Forward-thinking supply chain leaders are transforming Scope 3 reporting into a powerful tool for resilience, performance, and competitive advantage.
Once dismissed as a reporting burden, Scope 3 emissions tracking is emerging as a source of operational insight and strategic leverage. As regulatory frameworks like the EU’s Corporate Sustainability Reporting Directive and California’s Climate Corporate Data Accountability Act come into force, supply chain leaders are under mounting pressure to account for emissions well beyond their own walls—from suppliers and freight partners to product use and disposal.
What was once considered an ESG side task now sits at the heart of how progressive organizations build smarter, leaner, and more resilient supply chains.
Scope 3 as a Source of Supply Chain Intelligence
The best companies have moved beyond compliance. They’re using Scope 3 emissions data to inform real decisions—on supplier performance, network design, and investment prioritization. When emissions hotspots are mapped properly, they reveal far more than carbon intensity; they highlight operational vulnerabilities, sourcing inefficiencies, and supplier relationships that may not withstand future regulatory or environmental shocks.
These insights are already being used to strengthen continuity planning and refine category strategies. In fact, several global manufacturers are now integrating emissions metrics into supplier scorecards—not just to improve ESG outcomes, but to flag financial or reputational risks that wouldn’t otherwise surface through conventional procurement analysis.
The value of Scope 3 intelligence also lies in its specificity. Industry benchmarks are no longer enough. Even within the same sector, two companies can have radically different Scope 3 footprints depending on tier-2 and tier-3 supplier geography, materials mix, or product lifecycle design. The move away from averages and toward supplier-specific emissions data is what allows emissions tracking to become truly operational—embedded into how procurement evaluates risk, and how supply chain leaders build agility into their networks.

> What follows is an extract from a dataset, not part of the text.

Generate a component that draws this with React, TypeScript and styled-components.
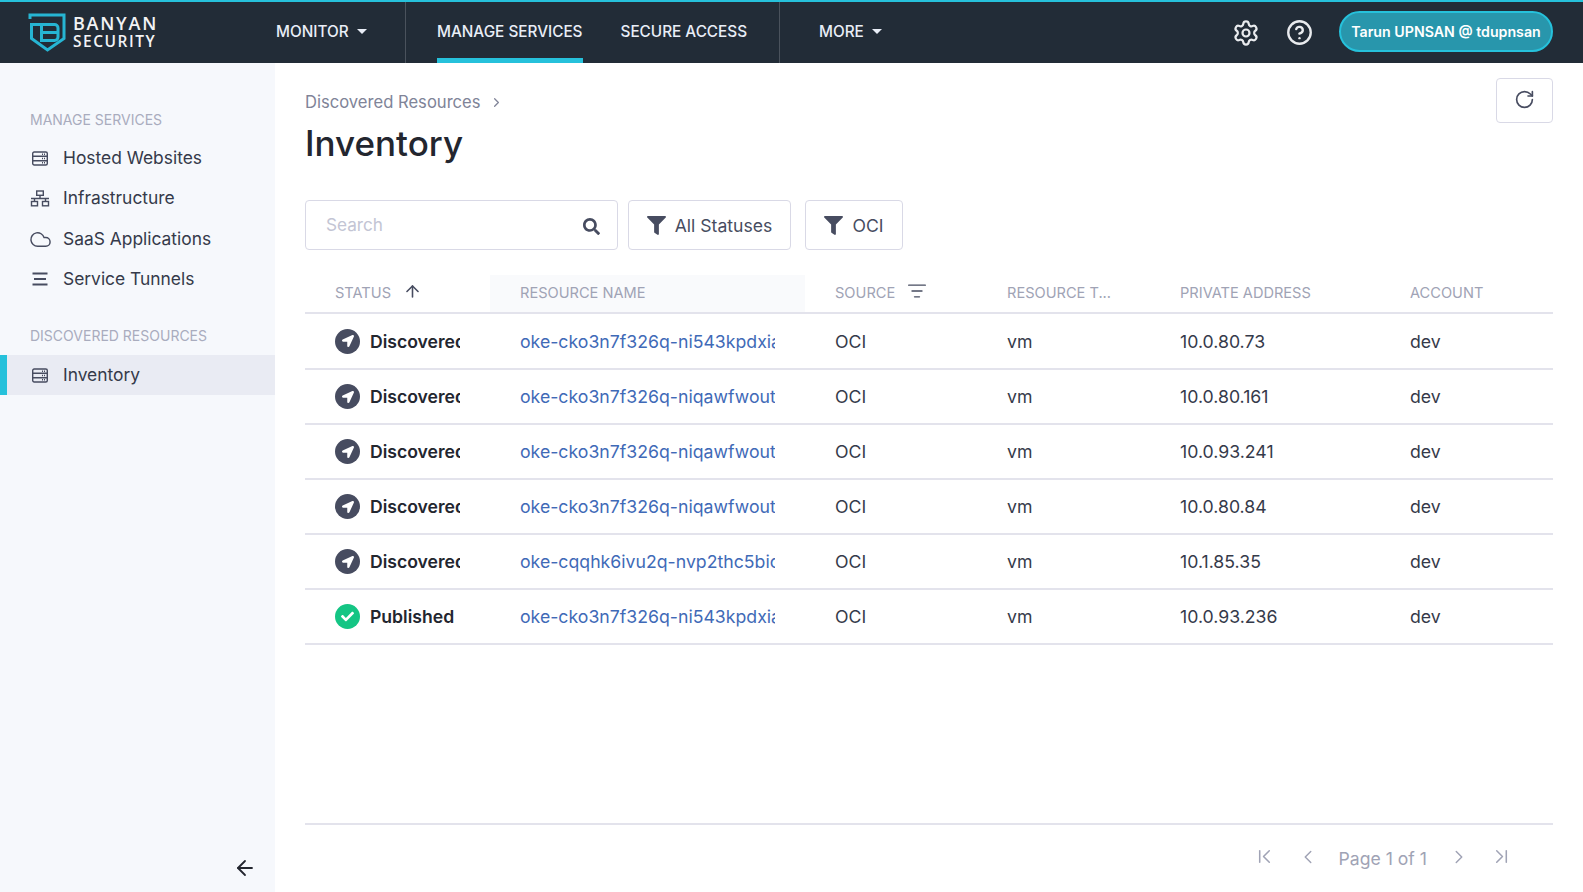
import React from "react";
import styled, { createGlobalStyle } from "styled-components";
import {
  ArrowLeft,
  ArrowUp,
  ChevronFirst,
  ChevronLast,
  ChevronLeft,
  ChevronRight,
  CircleHelp,
  Cloud,
  ListFilter,
  RotateCw,
  Settings,
} from "lucide-react";
import { FaCheck, FaFilter, FaLocationArrow, FaSearch } from "react-icons/fa";

const GlobalStyle = createGlobalStyle`
  html, body {
    margin: 0;
    padding: 0;
    height: 100%;
    background: #fff;
    font-family: Inter, "Liberation Sans", sans-serif;
    color: #23262f;
  }
  * { box-sizing: border-box; }
`;

const Page = styled.div`
  display: flex;
  flex-direction: column;
  width: 1583px;
  height: 892px;
  overflow: hidden;
`;

const TopBar = styled.header`
  display: flex;
  align-items: stretch;
  height: 63px;
  flex: none;
  background: #222c37;
  border-top: 2px solid #26c1db;
  color: #fff;
`;

const LogoArea = styled.div`
  display: flex;
  align-items: center;
  gap: 3px;
  width: 276px;
  padding: 0 0 1px 26px;
  flex: none;
`;

const LogoText = styled.div`
  display: flex;
  flex-direction: column;
  font-family: "Open Sans", sans-serif;
  color: #f2f3f5;
`;

const LogoLine = styled.span<{ $big?: boolean }>`
  height: 18px;
  line-height: 18px;
  font-size: ${(p) => (p.$big ? "18px" : "15.5px")};
  font-weight: 600;
  letter-spacing: ${(p) => (p.$big ? "1.75px" : "1.5px")};
`;

const NavGroup = styled.nav<{ $w: number; $pad: number; $gap?: number; $border?: boolean }>`
  display: flex;
  align-items: stretch;
  gap: ${(p) => p.$gap ?? 0}px;
  width: ${(p) => p.$w}px;
  padding-left: ${(p) => p.$pad}px;
  flex: none;
  border-right: ${(p) => (p.$border ? "1px solid #4a525c" : "none")};
`;

const NavItem = styled.a<{ $active?: boolean }>`
  display: flex;
  align-items: center;
  gap: 8px;
  padding-top: 4px;
  padding-bottom: 2px;
  font-size: 15.3px;
  font-weight: 500;
  color: #e9eef7;
  border-bottom: 5px solid ${(p) => (p.$active ? "#26c1db" : "transparent")};
`;

const Caret = styled.span`
  width: 0;
  height: 0;
  border-left: 5px solid transparent;
  border-right: 5px solid transparent;
  border-top: 5px solid #e9eef7;
`;

const TopRight = styled.div`
  display: flex;
  align-items: center;
  margin-left: auto;
  padding-right: 30px;
  color: #e9ebee;
`;

const TopIcon = styled.span<{ $mr: number }>`
  display: flex;
  margin-right: ${(p) => p.$mr}px;
`;

const UserPill = styled.button`
  height: 41px;
  width: 214px;
  margin-bottom: 2px;
  border-radius: 21px;
  border: 2px solid #26c1db;
  background: #2896ac;
  color: #fff;
  font-family: inherit;
  font-size: 14.2px;
  font-weight: 600;
  padding: 0 0 1px;
`;

const Body = styled.div`
  display: flex;
  flex: 1;
  min-height: 0;
`;

const Sidebar = styled.aside`
  display: flex;
  flex-direction: column;
  width: 275px;
  flex: none;
  padding-top: 47px;
  background: #f6f8fc;
`;

const SideHeading = styled.div<{ $top?: number }>`
  height: 20px;
  line-height: 20px;
  margin-top: ${(p) => p.$top ?? 0}px;
  padding-left: 30px;
  font-size: 14px;
  color: #a9acbe;
`;

const SideList = styled.div<{ $top?: number }>`
  display: flex;
  flex-direction: column;
  margin-top: ${(p) => p.$top ?? 8}px;
`;

const SideItem = styled.a<{ $active?: boolean }>`
  display: flex;
  align-items: center;
  height: ${(p) => (p.$active ? "40px" : "40.25px")};
  padding-left: ${(p) => (p.$active ? "24px" : "31px")};
  padding-bottom: 1px;
  gap: 14px;
  font-size: 17.4px;
  color: #353a4a;
  background: ${(p) => (p.$active ? "#e9ebf3" : "transparent")};
  border-left: ${(p) => (p.$active ? "7px solid #26c1db" : "none")};
`;

const SideIcon = styled.span`
  display: flex;
  justify-content: center;
  width: 18px;
  margin-top: 2px;
  color: #474c60;

  svg {
    flex: none;
  }
`;

const Collapse = styled.div`
  display: flex;
  justify-content: flex-end;
  margin-top: auto;
  padding: 0 18px 12px 0;
  color: #23262f;
`;

const Main = styled.main`
  display: flex;
  flex-direction: column;
  flex: 1;
  min-width: 0;
  padding: 15px 30px 0 30px;
`;

const TitleRow = styled.div`
  display: flex;
  justify-content: space-between;
  align-items: flex-start;
  height: 122px;
`;

const Crumb = styled.div`
  display: flex;
  align-items: center;
  gap: 8px;
  height: 20px;
  margin-top: 14px;
  font-size: 16.6px;
  color: #808498;
`;

const Title = styled.h1`
  margin: 9px 0 0;
  font-size: 35px;
  line-height: 44px;
  font-weight: 500;
  color: #23262f;
`;

const RefreshButton = styled.button`
  display: flex;
  align-items: center;
  justify-content: center;
  width: 57px;
  height: 45px;
  background: #fff;
  border: 1px solid #d9d9e6;
  border-radius: 4px;
  color: #474c60;
  padding: 0 0 3px;
`;

const Toolbar = styled.div`
  display: flex;
  height: 50px;
`;

const SearchBox = styled.div`
  display: flex;
  align-items: center;
  justify-content: space-between;
  width: 313px;
  padding: 0 17px 1px 20px;
  margin-right: 10px;
  border: 1px solid #d9d9e6;
  border-radius: 4px;
  background: #fff;
  font-size: 17.2px;
  color: #c3c5d4;
`;

const SearchGlyph = styled(FaSearch)`
  color: #474c60;
  margin-top: 3px;
`;

const FilterButton = styled.button<{ $w: number; $mr?: number }>`
  display: flex;
  align-items: center;
  justify-content: center;
  gap: 9px;
  width: ${(p) => p.$w}px;
  margin-right: ${(p) => p.$mr ?? 0}px;
  border: 1px solid #d9d9e6;
  border-radius: 4px;
  background: #fff;
  font-family: inherit;
  font-size: 17.6px;
  color: #474c60;
  padding: 0;
`;

const COLS = "185px 315px 172px 173px 230px 173px";

const Table = styled.div`
  display: flex;
  flex-direction: column;
  margin-top: 25px;
`;

const HeadRow = styled.div`
  display: grid;
  grid-template-columns: ${COLS};
  height: 39px;
  border-bottom: 2px solid #e3e3ec;
`;

const HeadCell = styled.div<{ $sorted?: boolean }>`
  display: flex;
  align-items: center;
  gap: 13px;
  padding-left: 30px;
  padding-bottom: 2px;
  font-size: 14.6px;
  color: #a0a3b5;
  background: ${(p) => (p.$sorted ? "#f9fafc" : "transparent")};
`;

const HeadIcon = styled.span`
  display: flex;
  margin-top: -3px;
  margin-left: -1px;
  color: #474c60;
`;

const Row = styled.div`
  display: grid;
  grid-template-columns: ${COLS};
  align-items: center;
  height: 55px;
  border-bottom: 2px solid #e3e3ec;
  font-size: 17.7px;
  color: #353a4a;

  &:nth-child(2) {
    height: 56px;
  }
`;

const StatusCell = styled.div`
  display: flex;
  align-items: center;
  gap: 10px;
  padding-left: 30px;
`;

const StatusDot = styled.span<{ $ok?: boolean }>`
  display: flex;
  align-items: center;
  justify-content: center;
  width: 25px;
  height: 25px;
  flex: none;
  border-radius: 50%;
  color: #fff;
  background: ${(p) => (p.$ok ? "#14c584" : "#474c60")};
`;

const StatusText = styled.span`
  width: 90px;
  overflow: hidden;
  white-space: nowrap;
  font-size: 17.6px;
  font-weight: 600;
  color: #23262f;
`;

const NameCell = styled.a`
  display: block;
  margin-left: 30px;
  width: 255px;
  overflow: hidden;
  white-space: nowrap;
  color: #3f6ab7;
`;

const Cell = styled.div`
  padding-left: 30px;
`;

const Pager = styled.footer`
  display: flex;
  align-items: center;
  justify-content: flex-end;
  margin-top: auto;
  height: 69px;
  border-top: 2px solid #e3e3ec;
  padding: 0 40px 0 0;
  color: #a0a3b5;
  font-size: 17.6px;
`;

const PagerIcon = styled.span<{ $ml?: number; $mr?: number }>`
  display: flex;
  margin-left: ${(p) => p.$ml ?? 0}px;
  margin-right: ${(p) => p.$mr ?? 0}px;
  margin-top: -4px;
`;

const rows = [
  { name: "oke-cko3n7f326q-ni543kpdxia-0", ip: "10.0.80.73" },
  { name: "oke-cko3n7f326q-niqawfwoutq-0", ip: "10.0.80.161" },
  { name: "oke-cko3n7f326q-niqawfwoutq-1", ip: "10.0.93.241" },
  { name: "oke-cko3n7f326q-niqawfwoutq-2", ip: "10.0.80.84" },
  { name: "oke-cqqhk6ivu2q-nvp2thc5bic-0", ip: "10.1.85.35" },
  { name: "oke-cko3n7f326q-ni543kpdxia-1", ip: "10.0.93.236", published: true },
];

function ServerIcon() {
  return (
    <svg width="16" height="15" viewBox="0 0 16 15" fill="none" stroke="currentColor" strokeWidth="1.4">
      <rect x="0.7" y="1" width="14.6" height="13" rx="1.5" />
      <path d="M1 5.3h14M1 9.7h14" />
      <path d="M10 3.2h3.5M10 7.5h3.5M10 11.8h3.5" strokeDasharray="1 1" />
    </svg>
  );
}

function SitemapIcon() {
  return (
    <svg width="20" height="17" viewBox="0 0 20 17" fill="none" stroke="currentColor" strokeWidth="1.4">
      <rect x="6.7" y="1" width="6.6" height="4.3" />
      <path d="M10 5.3v3.2M1 8.5h18M4.5 8.5v3M15.5 8.5v3" />
      <rect x="1.5" y="11.5" width="6" height="4.3" />
      <rect x="12.5" y="11.5" width="6" height="4.3" />
    </svg>
  );
}

function TunnelIcon() {
  return (
    <svg width="16" height="14" viewBox="0 0 16 14" fill="none" stroke="currentColor" strokeWidth="1.8">
      <path d="M0.5 1.5h15M2 7h12M0.5 12.5h15" />
    </svg>
  );
}

function Logo() {
  return (
    <svg width="44" height="44" viewBox="0 0 44 44" fill="none" stroke="#26b5d3" strokeWidth="3">
      <path d="M4 9V5h34v23.5L21.5 40 5.5 28.5V14.5h23a3.5 3.5 0 0 1 3.5 3.5v9a3.5 3.5 0 0 1-3.5 3.5H15.5V14.5" />
      <path d="M15.5 22.5H32" />
    </svg>
  );
}

export default function App() {
  return (
    <Page>
      <GlobalStyle />
      <TopBar>
        <LogoArea>
          <Logo />
          <LogoText>
            <LogoLine $big>BANYAN</LogoLine>
            <LogoLine>SECURITY</LogoLine>
          </LogoText>
        </LogoArea>
        <NavGroup $w={130} $pad={0} $border>
          <NavItem>
            MONITOR <Caret />
          </NavItem>
        </NavGroup>
        <NavGroup $w={374} $pad={31} $gap={38} $border>
          <NavItem $active>MANAGE SERVICES</NavItem>
          <NavItem>SECURE ACCESS</NavItem>
        </NavGroup>
        <NavGroup $w={120} $pad={39}>
          <NavItem>
            MORE <Caret />
          </NavItem>
        </NavGroup>
        <TopRight>
          <TopIcon $mr={26}>
            <Settings size={28} strokeWidth={1.9} />
          </TopIcon>
          <TopIcon $mr={26}>
            <CircleHelp size={27} strokeWidth={2.1} />
          </TopIcon>
          <UserPill>Tarun UPNSAN @ tdupnsan</UserPill>
        </TopRight>
      </TopBar>
      <Body>
        <Sidebar>
          <SideHeading>MANAGE SERVICES</SideHeading>
          <SideList>
            <SideItem>
              <SideIcon>
                <ServerIcon />
              </SideIcon>
              Hosted Websites
            </SideItem>
            <SideItem>
              <SideIcon>
                <SitemapIcon />
              </SideIcon>
              Infrastructure
            </SideItem>
            <SideItem>
              <SideIcon>
                <Cloud size={23} strokeWidth={1.5} />
              </SideIcon>
              SaaS Applications
            </SideItem>
            <SideItem>
              <SideIcon>
                <TunnelIcon />
              </SideIcon>
              Service Tunnels
            </SideItem>
          </SideList>
          <SideHeading $top={27}>DISCOVERED RESOURCES</SideHeading>
          <SideList $top={9}>
            <SideItem $active>
              <SideIcon>
                <ServerIcon />
              </SideIcon>
              Inventory
            </SideItem>
          </SideList>
          <Collapse>
            <ArrowLeft size={24} strokeWidth={1.8} />
          </Collapse>
        </Sidebar>
        <Main>
          <TitleRow>
            <div>
              <Crumb>
                Discovered Resources <ChevronRight size={15} />
              </Crumb>
              <Title>Inventory</Title>
            </div>
            <RefreshButton>
              <RotateCw size={21} strokeWidth={1.9} />
            </RefreshButton>
          </TitleRow>
          <Toolbar>
            <SearchBox>
              Search
              <SearchGlyph size={17} />
            </SearchBox>
            <FilterButton $w={163} $mr={14}>
              <FaFilter size={19} /> All Statuses
            </FilterButton>
            <FilterButton $w={98}>
              <FaFilter size={19} /> OCI
            </FilterButton>
          </Toolbar>
          <Table>
            <HeadRow>
              <HeadCell>
                STATUS
                <HeadIcon>
                  <ArrowUp size={19} />
                </HeadIcon>
              </HeadCell>
              <HeadCell $sorted>RESOURCE NAME</HeadCell>
              <HeadCell>
                SOURCE
                <HeadIcon>
                  <ListFilter size={20} strokeWidth={1.6} />
                </HeadIcon>
              </HeadCell>
              <HeadCell>RESOURCE T...</HeadCell>
              <HeadCell>PRIVATE ADDRESS</HeadCell>
              <HeadCell>ACCOUNT</HeadCell>
            </HeadRow>
            {rows.map((r, i) => (
              <Row key={i}>
                <StatusCell>
                  <StatusDot $ok={r.published}>
                    {r.published ? <FaCheck size={13} /> : <FaLocationArrow size={12} />}
                  </StatusDot>
                  <StatusText>{r.published ? "Published" : "Discovered"}</StatusText>
                </StatusCell>
                <NameCell>{r.name}</NameCell>
                <Cell>OCI</Cell>
                <Cell>vm</Cell>
                <Cell>{r.ip}</Cell>
                <Cell>dev</Cell>
              </Row>
            ))}
          </Table>
          <Pager>
            <PagerIcon $mr={21}>
              <ChevronFirst size={23} strokeWidth={1.6} />
            </PagerIcon>
            <PagerIcon $mr={20}>
              <ChevronLeft size={22} strokeWidth={1.6} />
            </PagerIcon>
            <span>Page 1 of 1</span>
            <PagerIcon $ml={21} $mr={20}>
              <ChevronRight size={22} strokeWidth={1.6} />
            </PagerIcon>
            <PagerIcon>
              <ChevronLast size={23} strokeWidth={1.6} />
            </PagerIcon>
          </Pager>
        </Main>
      </Body>
    </Page>
  );
}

From Data Bottleneck to Design Input
Much of the hesitancy around Scope 3 reporting stems from its perceived data burden. But that’s beginning to shift. AI and automation technologies are now being deployed to streamline emissions calculations, simulate sourcing and routing decisions, and bridge the data gaps that once made Scope 3 impractical at scale.
Digital platforms are increasingly able to model emissions where primary data is missing, generate digital twins to visualize carbon impact in real time, and create unified datasets that connect procurement, operations, and sustainability functions. This isn’t about checking a box. It’s about making carbon data a functional input in how supply chains are designed, optimized, and stress-tested.
In mature organizations, emissions metrics are being reviewed alongside cost, lead time, and service performance—moving sustainability from an annual reporting burden to a continuous driver of supply chain performance. And because AI systems can update emissions models in near real-time, supply chain leaders can now anticipate where their next pressure point may arise, whether from incoming regulation or shifting stakeholder expectations.
From Emissions Mapping to Supply Chain Reengineering
The most forward-looking supply chain leaders aren’t simply visualizing their emissions—they’re using that visibility to redesign how their supply chains actually work.
Here’s where the real shift is happening: Emissions data is starting to influence structural decisions that were once based only on cost or service—like where to source materials, how to allocate production across regions, and which suppliers to grow with or phase out. One global industrials firm recently found that Scope 3 data pointed them toward a more carbon-intensive supplier in the short term—yet switching to that supplier enabled them to consolidate shipments and reduce overall emissions and freight costs across the network. The insight came not from instinct, but from data they weren’t using two years ago.
This is the level of thinking that separates compliance from competitiveness. Scope 3 isn’t just a signal of ESG maturity—it’s becoming a lens through which smarter operational trade-offs are made. For supply chain leaders serious about building resilience and agility into their ecosystems, it’s no longer a burden. It’s a blueprint.